La vedova di Luigi Calabresi incontra il regista Marco Bellocchio
Perdonare è sempre difficile. A volte impensabile. Altre ancora impossibile. «Perdonare, per molti anni, è stato per me un verbo dal suono vuoto. Non conteneva nessun bisogno, ma anche nessun obbligo» scrive Gemma Calabresi Milite nel suo libro «La crepa e la luce», il racconto di come la sua vita è cambiata da quel 17 maggio 1972 in cui diventa la «vedova Calabresi». «Ci ho messo del tempo per abituarmi a questa parola che mi avrebbe accompagnata per tutta la vita, cancellando l’evoluzione e le sfumature grandi e piccola della mia esistenza» ricorda la moglie del commissario di polizia Luigi Calabresi, ucciso da esponenti di Lotta continua che lo consideravano l’assassino di Giuseppe Pinelli, l’anarchico di sinistra morto cadendo da una finestra della questura di Milano durante un interrogatorio nella notte tra il 15 e il 16 dicembre del 1969.
«Il perdono? Non raccontavo allora di come mi sforzassi in quell’impresa usando la testa, per poi accorgermi, molto tempo dopo, che tanta fatica era stata inutile, perché il perdono è un moto autonomo del cuore». E Gemma Calabresi Milite il suo percorso lo ha terminato ed è arrivata a perdonare gli assassini di suo marito: gli esecutori materiali Ovidio Bompressi e Leonardo Marino e i mandanti Giorgio Pietrostefani e Adriano Sofri. Quelle persone, individuate anni dopo e condannate in via definitiva, che l’avevano lasciata vedova a 25 anni, con due bambini piccoli, e un terzo figlio in grembo che non ha mai visto e conosciuto suo padre.
Nel suo libro la vedova Calabresi scrive: «Li ho incontrati, negli anni. La massa indistinta delle mie preghiere, quelli che avevano collaborato, spalleggiato, urlato e bisbigliato che Gigi doveva morire.
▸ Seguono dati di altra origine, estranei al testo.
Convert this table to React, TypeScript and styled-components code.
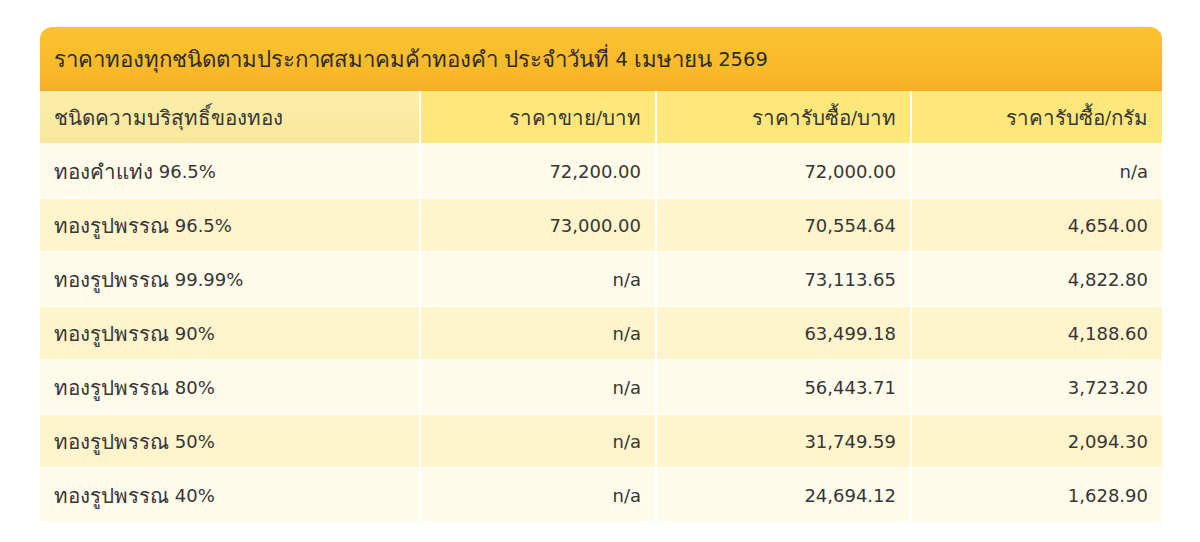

Quelli che avevano firmato l’appello contro il commissario Calabresi, pubblicato sul settimanale L’Espresso il 13 giugno 1971». Tra le centinaia di firme raccolte per dire che «chi porta la responsabilità della fine di Pinelli, Luigi Calabresi, ha trovato nella legge la possibilità di ricusare il suo giudice», c’era anche quella di Marco Bellocchio, il regista che venerdì prossimo, 6 maggio, si ritroverà davanti proprio Gemma Calabresi Milite, nella serata organizzata nell’ambito della rassegna culturale Castenedolo Incontra nella quale la vedova del commissario Calabresi presenterà il suo ultimo libro edito da Mondadori, a partire dalle 20.45 nella sala civica dei Disciplini alla presenza anche del ministro della Giustizia Marta Cartabia.
Nel libro un passaggio è dedicato proprio a quell’appello pubblico firmato dall’allora intellighenzia italiana. «Penso che molte di quelle persone preferiscano non rimestare nel passato: sono diventati adulti, ora forse nonni, hanno conquistato una posizione socialmente inconciliabile con quello che sono stati. Come spiegare? Più semplice dimenticare. Magari sono intimamente pentiti, e glielo auguro, ma quel pentimento vorrebbe dire raccontare anche tutto il resto, meglio lasciar perdere. Anche prima di questo libro - conclude la vedova Calabresi - la mia scelta di perdono era cosa nota. Ma nessuno di quel generico "loro" ha mai detto nulla a riguardo». Come reagirà il regista Marco Bellocchio a distanza di tanti anni? C’è chi non esclude che proprio il faccia a faccia con Gemma Calabresi Milite possa essere al centro di un nuovo film.